Fouad Boussouf mit einer österreichischen Erstaufführung des Stückes „Fêu“ zu Gast beim „Bregenzer Frühling“ (Foto: Antoine Friboulet)
Ingrid Bertel · 27. Jän 2012 · Theater

„Ich sehe bedeutend jünger aus“ - "Im Herbst" feierte Premiere beim Theater Kosmos

Zwei Männer um die fünfzig – das riecht nach Krise! Auf der Aschenbahn des Lebens warten die ersten Krankheiten, die Karriere steht still, und in der Liebe gibt’s nur noch Enttäuschungen. Mit Felix Römers Komödie „Im Herbst“ beweist das Bregenzer Theater Kosmos viel Selbstironie und gediegenes Handwerk.

Robert ist Schauspieler und trägt seine Befindlichkeiten als farbenfrohes Kostüm vor sich her. Sind die Converse All Star Chucks schwarz, dann hat ihn wieder mal eine Freundin verlassen; sind sie grün, dann trainiert er sich das Selbstmitleid ab; sind sie rot, dann wandelt er auf Freiersfüßen.

Max ist Bestsellerautor und hat „mit dem Projekt Liebe“ abgeschlossen. „Ich mag keine Zärtlichkeiten am Morgen. Abends ja. Manchmal. Aber nicht am Morgen.“ Scheinbar entspannt hat sich Max in seinem Anwesen an einem ruhigen See eingerichtet. Und als Robert wieder mal ganz heulendes Elend bei ihm eincheckt, schlägt er seinem besten Kumpel eine gemeinsame Alters-WG vor. Da könnten sie doch prima über das erste weiße Schamhaar und allfällige Krankheiten reden. „Einmal Gicht bitte“, meint Robert. Denn: „Es gibt genug Rollen, die man im Sitzen spielen kann.“

„Kotz mir bitte nicht in den See!“

Robert zappelt nervös auf dem Liegestuhl auf dem Bootssteg von Max. Klara ist weg, und den Trigorin in Tschechows „Möwe“ werde er auch nie spielen, immer nur den verliebten Loser Medwedenko, diesen Dorfschullehrer. Max, der den Beruf des Psychiaters aufgegeben hat, weil er jeden Patienten „schon am Klingeln erkennen“ konnte, schnauzt den theatralischen Robert an: „Leute wie du waren der Grund, warum ich mit dem Beruf des Psychiaters aufgehört habe.“ Trotzdem verpasst er seinem Freund  eine Sprechstunde. Er habe das Stück in einer „Klara-Situation“ geschrieben, sagt der Autor Felix Römer. Sein Mut zur Selbstironie bei gleichzeitig liebevollem Blick auf die beruflichen Brüche im Leben von Schauspielern, Autoren und Therapeuten macht das Funkeln dieser Komödie aus.

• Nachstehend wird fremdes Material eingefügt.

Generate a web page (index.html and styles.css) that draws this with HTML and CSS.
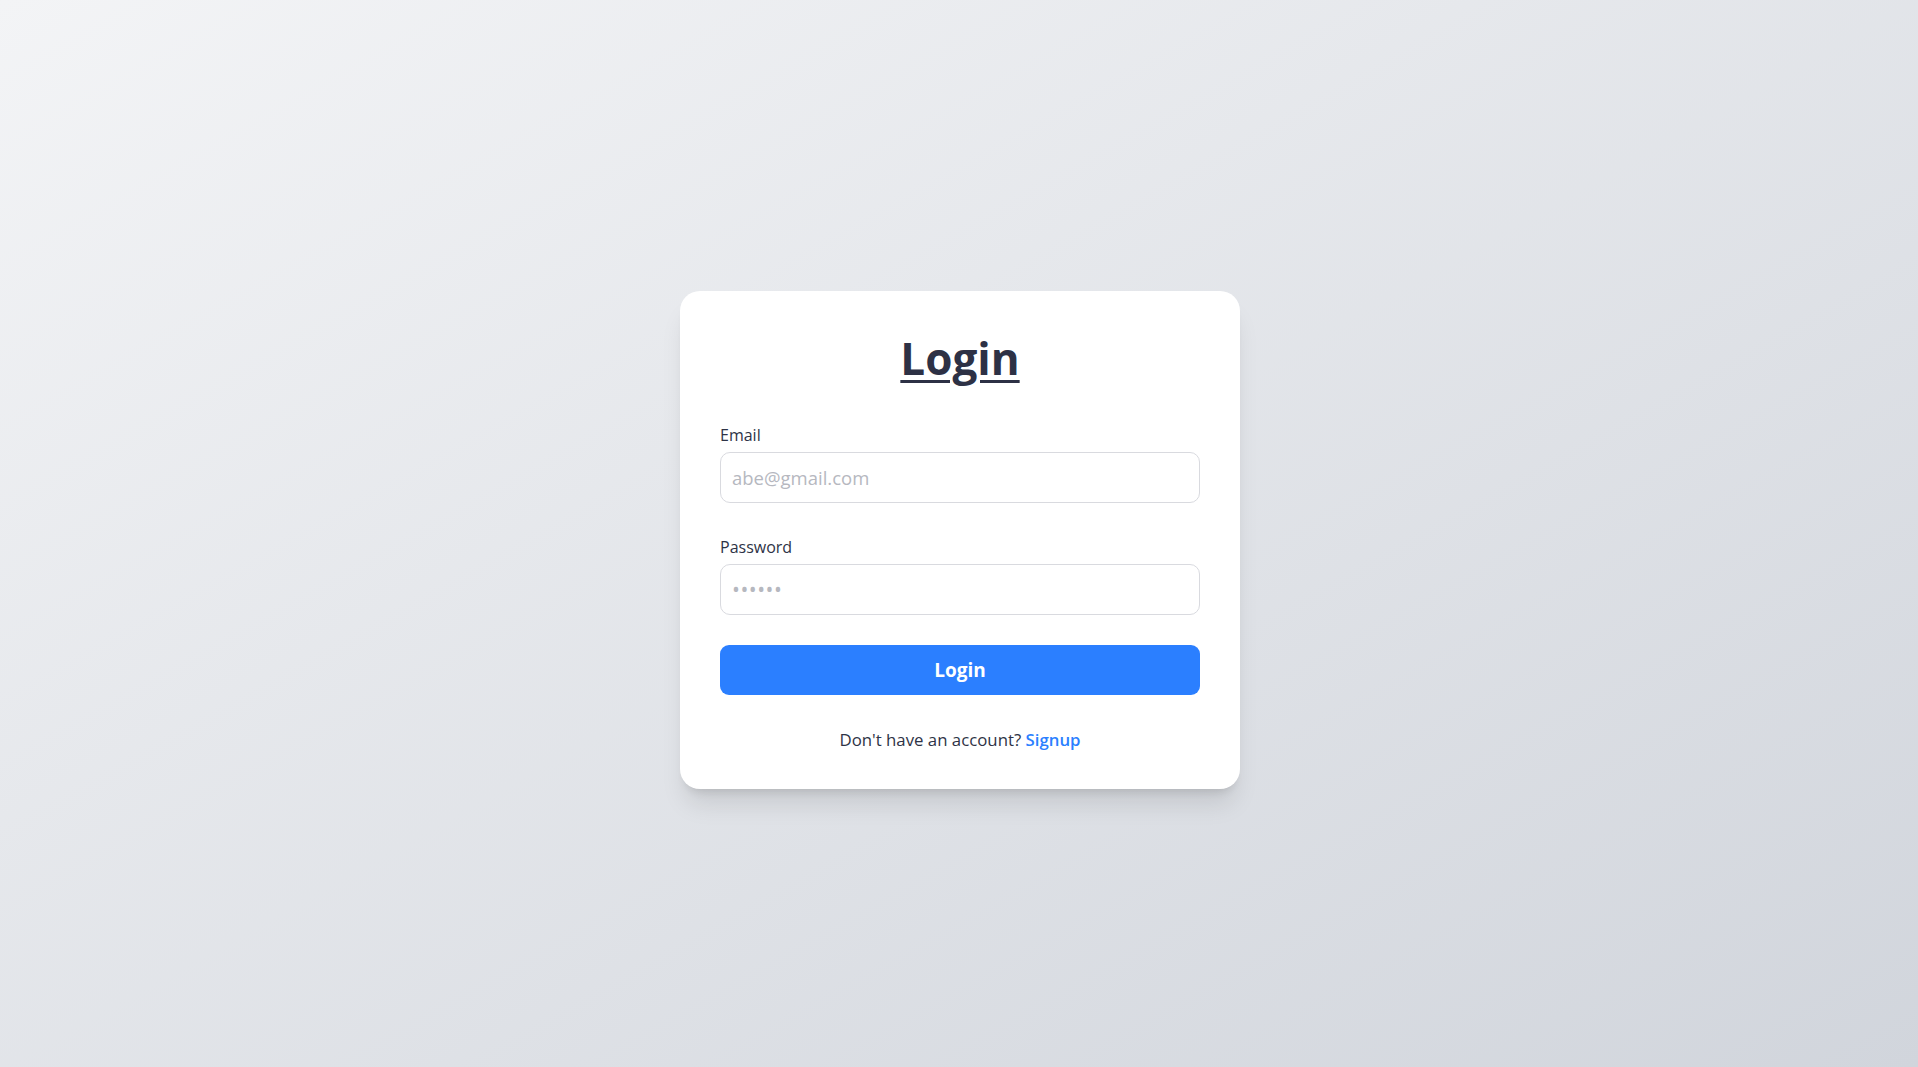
FILE: index.html
```html
<!DOCTYPE html>
<html lang="en">
<head>
<meta charset="utf-8">
<title>Login</title>
<link rel="stylesheet" href="styles.css">
</head>
<body>
<main class="page">
  <form class="card">
    <h1 class="title">Login</h1>
    <div class="field">
      <label class="label" for="email">Email</label>
      <input class="input" id="email" type="email" placeholder="abe@gmail.com">
    </div>
    <div class="field">
      <label class="label" for="password">Password</label>
      <input class="input input-pass" id="password" type="password" placeholder="••••••">
    </div>
    <button class="btn" type="button">Login</button>
    <p class="foot">Don't have an account? <a class="link" href="#">Signup</a></p>
  </form>
</main>
</body>
</html>
```
FILE: styles.css
```css
* { box-sizing: border-box; }
html, body { margin: 0; padding: 0; height: 100%; }
body {
  font-family: "Open Sans", "Noto Sans", sans-serif;
  color: #2e3346;
  background: linear-gradient(to bottom right, #f3f4f6, #d1d5dc);
}
.page {
  min-height: 100vh;
  display: flex;
  align-items: center;
  justify-content: center;
  padding-top: 13px;
  padding-left: 2px;
}
.card {
  width: 560px;
  background: #ffffff;
  border-radius: 20px;
  padding: 41px 40px 37px;
  box-shadow: 0 20px 25px -5px rgba(0,0,0,0.10), 0 8px 10px -6px rgba(0,0,0,0.12);
}
.title {
  margin: 0 0 39px;
  text-align: center;
  font-size: 44px;
  line-height: 52px;
  font-weight: 700;
  color: #2d3145;
  text-decoration: underline;
  text-decoration-thickness: 3px;
  text-underline-offset: 5px;
}
.field { margin-bottom: 32px; }
.field + .btn { margin-top: -2px; }
.label {
  display: block;
  font-size: 16px;
  line-height: 24px;
  color: #2e3346;
  margin-bottom: 5px;
}
.input {
  display: block;
  width: 100%;
  height: 51px;
  border: 1px solid #d9dadf;
  border-radius: 10px;
  padding: 0 11px;
  font-family: inherit;
  font-size: 18.5px;
  color: #2e3346;
  background: #fff;
  outline: none;
}
.input::placeholder { color: #b6b8bf; }
.input-pass::placeholder { font-size: 21px; letter-spacing: 0.5px; }
.btn {
  display: block;
  width: 100%;
  height: 50px;
  border: none;
  border-radius: 9px;
  background: #2b7fff;
  color: #fff;
  font-family: inherit;
  font-size: 19px;
  font-weight: 700;
  cursor: pointer;
}
.foot {
  margin: 33px 0 0;
  text-align: center;
  font-size: 16.8px;
  line-height: 24px;
  color: #2e3346;
}
.link {
  color: #2b7fff;
  font-weight: 600;
  text-decoration: none;
}
```
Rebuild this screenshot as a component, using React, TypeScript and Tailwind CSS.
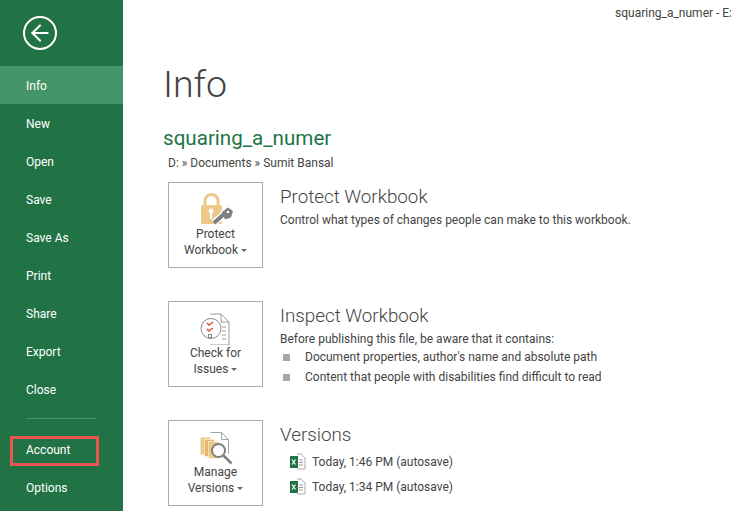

Bestens aufgestellte "Kosmonauten"

Und das Spiel wird von den „Kosmonauten“ mit ausgesprochener Eleganz weitergetrieben. Alex Kölbl baut ein Bühnenbild, das die hochgelobte heimische Holzbau-Architektur in ein Techschow’sches Landgut überführt. Lichtdesigner Markus Holdermann nimmt vorab schon planen Realismus aus der Szene, indem er einen leise kitschigen Mond und eine orange Sonne an den Himmel malt. Herwig Hammerl liefert den Soundtrack zum Gejammer der Buddies – eine Prise Lou Reed, ein bisschen Mick Jagger und etwas Reggae. Das stimmt alles so schön ironisch zusammen, dass Regisseur Augustin Jagg sich auf die tieferen Schichten des Stücks einlassen kann. Denn seine beiden grandiosen Darsteller Marko Pustisek (Max) und Hubert Dragaschnig (Robert) versagen sich die Knallchargen, die der Text durchaus anbieten würde. Sie zeichnen die Lächerlichkeiten ihrer alternden Männer so, dass deren Würde gewahrt bleibt – und das ermöglicht uns Zusehern, bei all dem Salz, das „Im Herbst“ in unser aller Wunden streut, zu lachen.

„Und ich werde den Trigorin spielen“

„Im Herbst“ kann man auch als Auseinandersetzung des Theater Kosmos mit eigenen, strukturellen Problemen sehen. Er werde "auf keinen Fall einen Bestseller schreiben", schmunzelt Augustin Jagg. Ob er demnächst endlich ein Stück von Tschechow inszeniert? Hubert Dragaschnig probt ja schon jetzt auf der Bühne den Trigiron-Text.